Some three or four years ago I drove through the tiny Campeche town of Bécal, where they make straw hats. They call them Panama hats although I understand that true Panama hats are made exclusively in Ecuador. Whatever the case, many Panama-style hats are made in Bécal where the artisans work in caves. Underground humidity keeps jippi plant fibers pliable for weaving.
The man who wove my hat showed me how it could be rolled up and stuffed into a pocket. Upon removal, it popped right back into shape. When it came time to fly home from Cancún, I stuffed my new hat into my luggage, properly rolled as I had been shown. Somehow, being squished into an overpacked bag that in turn sat out in the rain on a luggage cart was more abuse than it was designed for. When I unpacked, the hat had become a shapeless mass.

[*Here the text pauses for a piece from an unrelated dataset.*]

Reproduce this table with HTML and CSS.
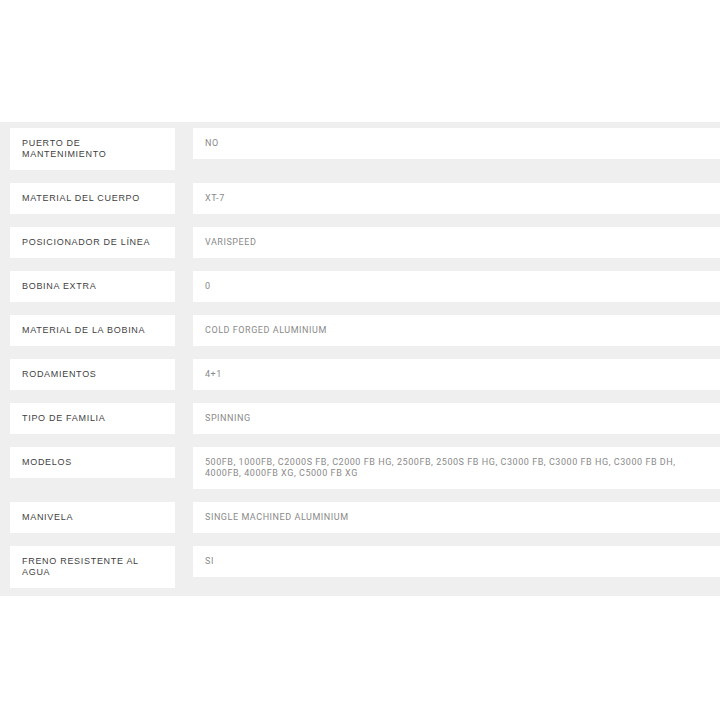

The other day I discovered the remains of my hat at the bottom of a closet. As I am planning on spending a couple of weeks under the tropical sun in Tulum, I thought I'd see if it could be salvaged. There are at least two shops in San Miguel de Allende that sell both Panama hats and cigars, an unlikely combination. Perhaps one of them would help me out.
A young woman named Maria took my hat upstairs to "iron" it, a prospect that left me nervous. I had hoped that she would block it, not "iron" it, but the shop lacked the necessary forms.
I spent some time admiring the true Ecuadorian Panama hats on sale and drooling over the Cuban cigars. Both the hats and the cigars were expensive; besides my cardiovascular system has endured all it can take from my cigar smoking days, so my shopping was restricted to the window variety.
A half hour later Maria descended with my miraculously restored hat. The woman is an artist. She went outside in search of good light so she could sew the band on, using the fender of a battered pickup truck as a work table.
As she worked, I continued exploring the shop, finally coming upon the holy grail of Panama hats—a Montecristi Superfino. Price: $25,000 pesos.
Maria completed her restoration of my $300 peso Bécal hat. I asked her what I owed her. She said "Lo que quiere" (pay what you like), ensuring that I would pay her generously.